DATA EXTRACT

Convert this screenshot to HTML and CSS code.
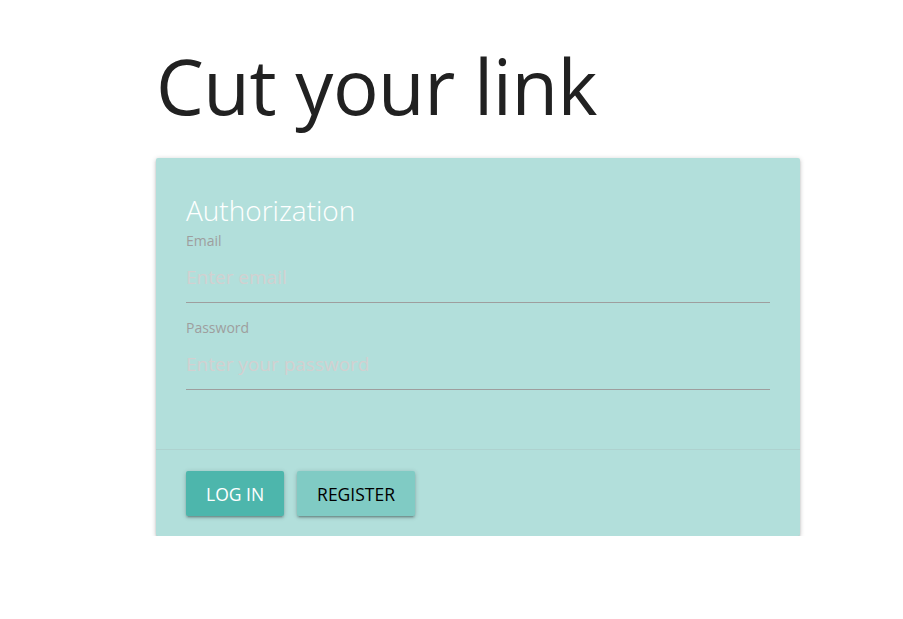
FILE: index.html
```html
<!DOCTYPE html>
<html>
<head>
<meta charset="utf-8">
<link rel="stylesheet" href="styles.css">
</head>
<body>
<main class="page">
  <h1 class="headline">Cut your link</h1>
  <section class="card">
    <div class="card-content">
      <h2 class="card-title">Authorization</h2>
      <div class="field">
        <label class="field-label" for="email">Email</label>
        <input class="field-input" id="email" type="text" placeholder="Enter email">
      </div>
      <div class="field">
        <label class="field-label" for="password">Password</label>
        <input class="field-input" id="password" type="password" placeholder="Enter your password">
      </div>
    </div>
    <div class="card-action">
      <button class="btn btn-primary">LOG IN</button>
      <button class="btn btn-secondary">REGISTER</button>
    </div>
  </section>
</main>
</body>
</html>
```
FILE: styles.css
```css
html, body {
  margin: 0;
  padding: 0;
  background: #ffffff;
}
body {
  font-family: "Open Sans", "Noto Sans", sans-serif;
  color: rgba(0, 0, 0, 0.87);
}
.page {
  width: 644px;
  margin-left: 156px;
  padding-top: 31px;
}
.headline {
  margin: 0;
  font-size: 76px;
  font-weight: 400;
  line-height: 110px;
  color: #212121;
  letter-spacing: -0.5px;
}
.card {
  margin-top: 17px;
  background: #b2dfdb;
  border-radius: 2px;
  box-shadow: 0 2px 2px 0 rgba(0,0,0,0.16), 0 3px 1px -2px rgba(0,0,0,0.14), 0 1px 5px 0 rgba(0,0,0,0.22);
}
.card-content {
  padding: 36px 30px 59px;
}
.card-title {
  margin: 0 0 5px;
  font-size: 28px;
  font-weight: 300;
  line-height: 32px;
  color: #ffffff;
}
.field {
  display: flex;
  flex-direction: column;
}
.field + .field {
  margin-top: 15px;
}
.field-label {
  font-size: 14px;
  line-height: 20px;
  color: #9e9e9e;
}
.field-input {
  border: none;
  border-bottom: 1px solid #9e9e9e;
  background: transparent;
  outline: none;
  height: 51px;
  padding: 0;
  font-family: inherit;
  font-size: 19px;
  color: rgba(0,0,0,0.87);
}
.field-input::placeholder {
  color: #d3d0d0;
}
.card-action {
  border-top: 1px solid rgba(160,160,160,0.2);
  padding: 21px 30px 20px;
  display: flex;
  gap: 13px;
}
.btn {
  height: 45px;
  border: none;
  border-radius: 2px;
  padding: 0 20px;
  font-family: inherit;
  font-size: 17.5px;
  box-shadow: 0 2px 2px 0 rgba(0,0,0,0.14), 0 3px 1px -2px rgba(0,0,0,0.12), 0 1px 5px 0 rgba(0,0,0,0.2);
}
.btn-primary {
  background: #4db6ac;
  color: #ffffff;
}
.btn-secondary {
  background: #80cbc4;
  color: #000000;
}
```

WHAT TO PRODUCE
Omit every picture, then reproduce the rest of the listing exactly.

ANSWER FOR THIS EXERCISE
Convert this screenshot to HTML and CSS code.
FILE: index.html
```html
<!DOCTYPE html>
<html>
<head>
<meta charset="utf-8">
<link rel="stylesheet" href="styles.css">
</head>
<body>
<main class="page">
  <h1 class="headline">Cut your link</h1>
  <section class="card">
    <div class="card-content">
      <h2 class="card-title">Authorization</h2>
      <div class="field">
        <label class="field-label" for="email">Email</label>
        <input class="field-input" id="email" type="text" placeholder="Enter email">
      </div>
      <div class="field">
        <label class="field-label" for="password">Password</label>
        <input class="field-input" id="password" type="password" placeholder="Enter your password">
      </div>
    </div>
    <div class="card-action">
      <button class="btn btn-primary">LOG IN</button>
      <button class="btn btn-secondary">REGISTER</button>
    </div>
  </section>
</main>
</body>
</html>
```
FILE: styles.css
```css
html, body {
  margin: 0;
  padding: 0;
  background: #ffffff;
}
body {
  font-family: "Open Sans", "Noto Sans", sans-serif;
  color: rgba(0, 0, 0, 0.87);
}
.page {
  width: 644px;
  margin-left: 156px;
  padding-top: 31px;
}
.headline {
  margin: 0;
  font-size: 76px;
  font-weight: 400;
  line-height: 110px;
  color: #212121;
  letter-spacing: -0.5px;
}
.card {
  margin-top: 17px;
  background: #b2dfdb;
  border-radius: 2px;
  box-shadow: 0 2px 2px 0 rgba(0,0,0,0.16), 0 3px 1px -2px rgba(0,0,0,0.14), 0 1px 5px 0 rgba(0,0,0,0.22);
}
.card-content {
  padding: 36px 30px 59px;
}
.card-title {
  margin: 0 0 5px;
  font-size: 28px;
  font-weight: 300;
  line-height: 32px;
  color: #ffffff;
}
.field {
  display: flex;
  flex-direction: column;
}
.field + .field {
  margin-top: 15px;
}
.field-label {
  font-size: 14px;
  line-height: 20px;
  color: #9e9e9e;
}
.field-input {
  border: none;
  border-bottom: 1px solid #9e9e9e;
  background: transparent;
  outline: none;
  height: 51px;
  padding: 0;
  font-family: inherit;
  font-size: 19px;
  color: rgba(0,0,0,0.87);
}
.field-input::placeholder {
  color: #d3d0d0;
}
.card-action {
  border-top: 1px solid rgba(160,160,160,0.2);
  padding: 21px 30px 20px;
  display: flex;
  gap: 13px;
}
.btn {
  height: 45px;
  border: none;
  border-radius: 2px;
  padding: 0 20px;
  font-family: inherit;
  font-size: 17.5px;
  box-shadow: 0 2px 2px 0 rgba(0,0,0,0.14), 0 3px 1px -2px rgba(0,0,0,0.12), 0 1px 5px 0 rgba(0,0,0,0.2);
}
.btn-primary {
  background: #4db6ac;
  color: #ffffff;
}
.btn-secondary {
  background: #80cbc4;
  color: #000000;
}
```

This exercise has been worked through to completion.